Financing a Just Transition

Putting people and communities at the heart of sustainable investment.

5 January 2022

Another year of extreme weather events and a stark warning on the climate emergency from the Intergovernmental Panel on Climate Change have shown us that there has never been a more pressing time to adapt the world economy to a net zero future. There is no question of if we need to transition to a net zero economy: rather, it is how we can ensure we are doing so quickly enough.

To succeed in transitioning to a low carbon economy, we will need a phase out of high carbon industries - either via closures or transitions to low carbon modes of operation.

Yet, the fact remains that in the UK alone, there are currently around seven million jobs in these industries, including agriculture, electricity production from fossil fuels, road freight and aviation.

This poses a crucial question for investors: how can we support the much needed low carbon transition, without ignoring the significant impacts from changes to employment and society and local communities?

Low carbon energy powering jobs growth

The recently launched Financing a Just Transition report from Rathbone Greenbank Investments shows that the transition to a net zero economy has the potential to bolster UK jobs by nearly a quarter of a million by 2050, as new industries emerge (and existing industries expand) to replace products and processes that become obsolete as we adapt to new innovations, regulations and consumer preferences.

Driving this overall net change (meaning jobs created minus jobs lost) are over 574,000 new jobs set to be created by new and expanding green sectors by 2050, including 254,000 jobs in low carbon electricity and energy and with 167,000 in the development and operation of transport infrastructure and low carbon vehicles.

As these low carbon industries expand, it is expected that there will be a loss of nearly 338,000 jobs in greenhouse gas (GHG) intensive industries by 2050 as a direct result of transitioning to net zero. The largest contributor to this is from the distribution of fossil fuels, with 97,000 fewer jobs expected.

Regional differences across the UK

Despite this overwhelmingly positive result, at a regional level, not all local areas across the UK will enjoy this success to the same extent, nor at the same time. In fact, by 2025, three areas of the UK will experience a net decline in the number of jobs: Wales (net losses of 1,600 jobs), London (-2,800 jobs) and Scotland (-3,800 jobs). Because of this, it is vital to consider the wider social impact of the transition on each and every community.

If we are to achieve a “just transition” to net zero, alongside decarbonisation efforts, we must aim for long-term social inclusion and resilience, for example through education, reskilling and retraining for workers. This is especially vital in the areas that are most reliant on greenhouse gas intensive industries, ensuring that decarbonising the economy does not come at a human cost.

Using investment to reach a just transition

For investors, the first step to driving forward the just transition is to make the just transition central to all investment strategies. Investors should consider how to incorporate the just transition into their approach to responsible investment and climate action.

From there, investors can then work towards allocating capital to communities that need it most, helping to balance regional differences by channelling capital to investment opportunities that benefit those communities that would otherwise be hardest hit by the shift away from GHG-intensive industries.

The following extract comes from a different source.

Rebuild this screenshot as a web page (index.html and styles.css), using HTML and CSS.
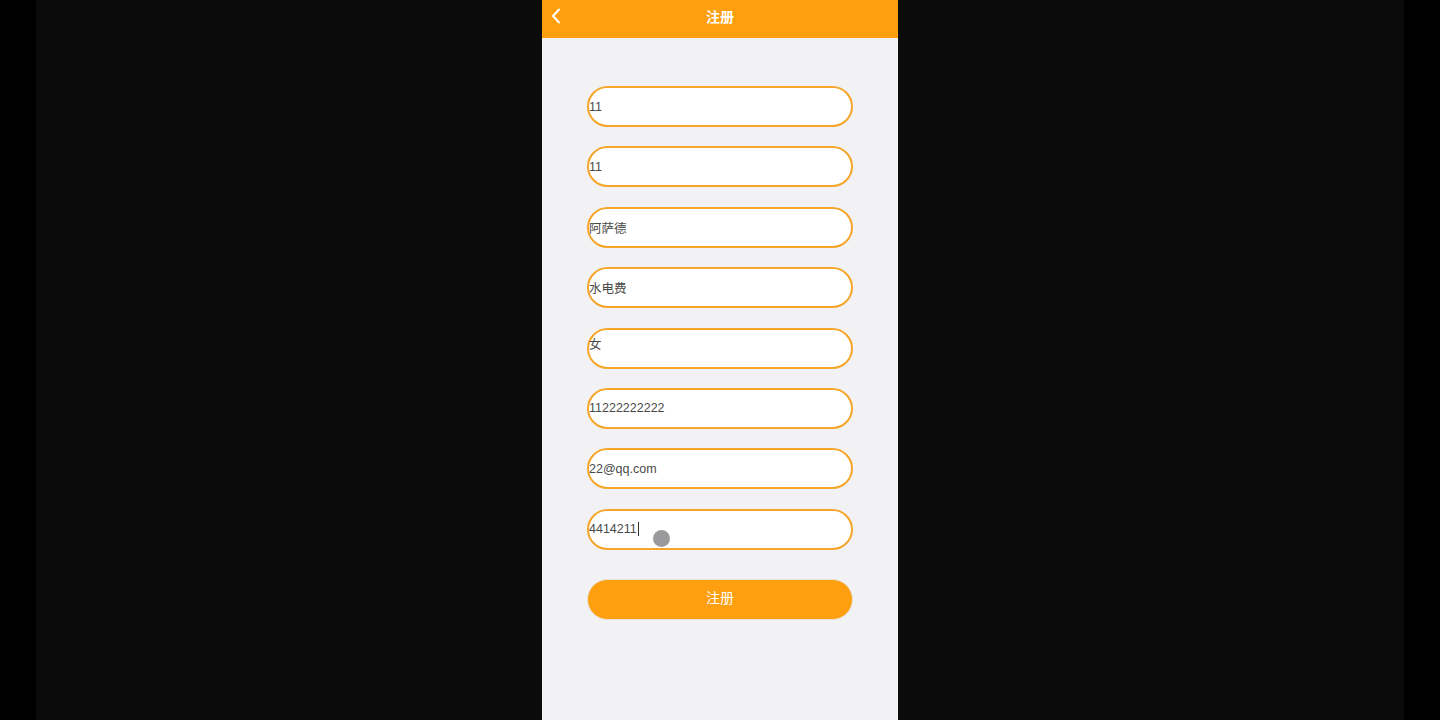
FILE: index.html
```html
<!DOCTYPE html>
<html lang="zh-CN">
<head>
<meta charset="utf-8">
<title>注册</title>
<link rel="stylesheet" href="styles.css">
</head>
<body>
<div class="stage">
  <div class="backdrop">
    <div class="phone">
      <header class="bar">
        <svg class="back" width="12" height="16" viewBox="0 0 12 16"><path d="M9 1.5 L3 8 L9 14.5" fill="none" stroke="#fff" stroke-width="2" stroke-linecap="round" stroke-linejoin="round"/></svg>
        <h1 class="title">注册</h1>
      </header>
      <main class="form">
        <div class="field">11</div>
        <div class="field">11</div>
        <div class="field">阿萨德</div>
        <div class="field">水电费</div>
        <div class="field field-high">女</div>
        <div class="field">11222222222</div>
        <div class="field">22@qq.com</div>
        <div class="field">4414211<span class="caret"></span><span class="touch"></span></div>
        <button class="submit">注册</button>
      </main>
    </div>
  </div>
</div>
</body>
</html>
```
FILE: styles.css
```css
html, body {
  margin: 0;
  padding: 0;
  background: #000;
}
.stage {
  width: 1440px;
  height: 720px;
  display: flex;
  justify-content: center;
  background: #000;
  overflow: hidden;
}
.backdrop {
  width: 1368px;
  height: 720px;
  background: #0b0b0b;
  display: flex;
  justify-content: center;
}
.phone {
  width: 356px;
  height: 720px;
  background: #f2f1f3;
  display: flex;
  flex-direction: column;
  font-family: "Liberation Sans", "Noto Sans CJK SC", sans-serif;
}
.bar {
  height: 38px;
  background: #fe9f0f;
  display: flex;
  align-items: center;
  justify-content: center;
  position: relative;
}
.back {
  position: absolute;
  left: 8px;
  top: 8px;
}
.title {
  margin: 0 0 6px;
  color: #fff;
  font-size: 14px;
  font-weight: bold;
  font-family: "Noto Sans CJK SC", sans-serif;
  line-height: 1;
}
.form {
  display: flex;
  flex-direction: column;
  align-items: center;
  padding-top: 48px;
  gap: 19.4px;
}
.field {
  box-sizing: border-box;
  width: 266px;
  height: 41px;
  border: 2px solid #f5a62a;
  border-radius: 21px;
  background: #fff;
  display: flex;
  align-items: center;
  padding-left: 0;
  font-size: 12.5px;
  color: #4a4a4a;
  position: relative;
}
.field-high {
  align-items: flex-start;
  padding-top: 4px;
}
.caret {
  display: inline-block;
  width: 1px;
  height: 14px;
  background: #333;
  margin-left: 1px;
}
.touch {
  position: absolute;
  left: 64px;
  top: 19px;
  width: 17px;
  height: 17px;
  border-radius: 50%;
  background: #9a999b;
}
.submit {
  margin-top: 9.6px;
  width: 266px;
  height: 41px;
  border: 1px solid #e9e3da;
  border-radius: 21px;
  background: #fe9f0f;
  color: #fff;
  font-size: 14px;
  font-family: "Noto Sans CJK SC", sans-serif;
  padding: 0 0 4px;
}
```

Investor action can also play a key role in driving the just transition forward. By creating clear expectations for companies that are in the process of shifting away from GHG-intensive activities, investors can encourage actions that support worker rights and create a positive social impact. Investors can make clear they expect companies to embed processes and programmes that deliver this within their business models and governance systems, such as reskilling and retraining, redeployment, or retirement support.

It is not just those industries that are shifting away from high carbon activities that will need careful scrutiny. As new, low carbon industries expand quickly, investors must bolster their due diligence into these fast-growing sectors, and better understand how the companies in which they invest are addressing the just transition – if at all.

Finally, it is vital that investors continue to monitor and assess the positive and negative outcomes for workers and communities associated with the transition to net zero. Not only does this help to identify investment risks and opportunities but it will allow the investment community to continually update its just transition priorities, focusing investment in the sectors and regions where it is needed most.

As investors, we must translate these just transition ambitions into action. Through collective action, we have a unique role to play in securing a more sustainable future for both people and planet.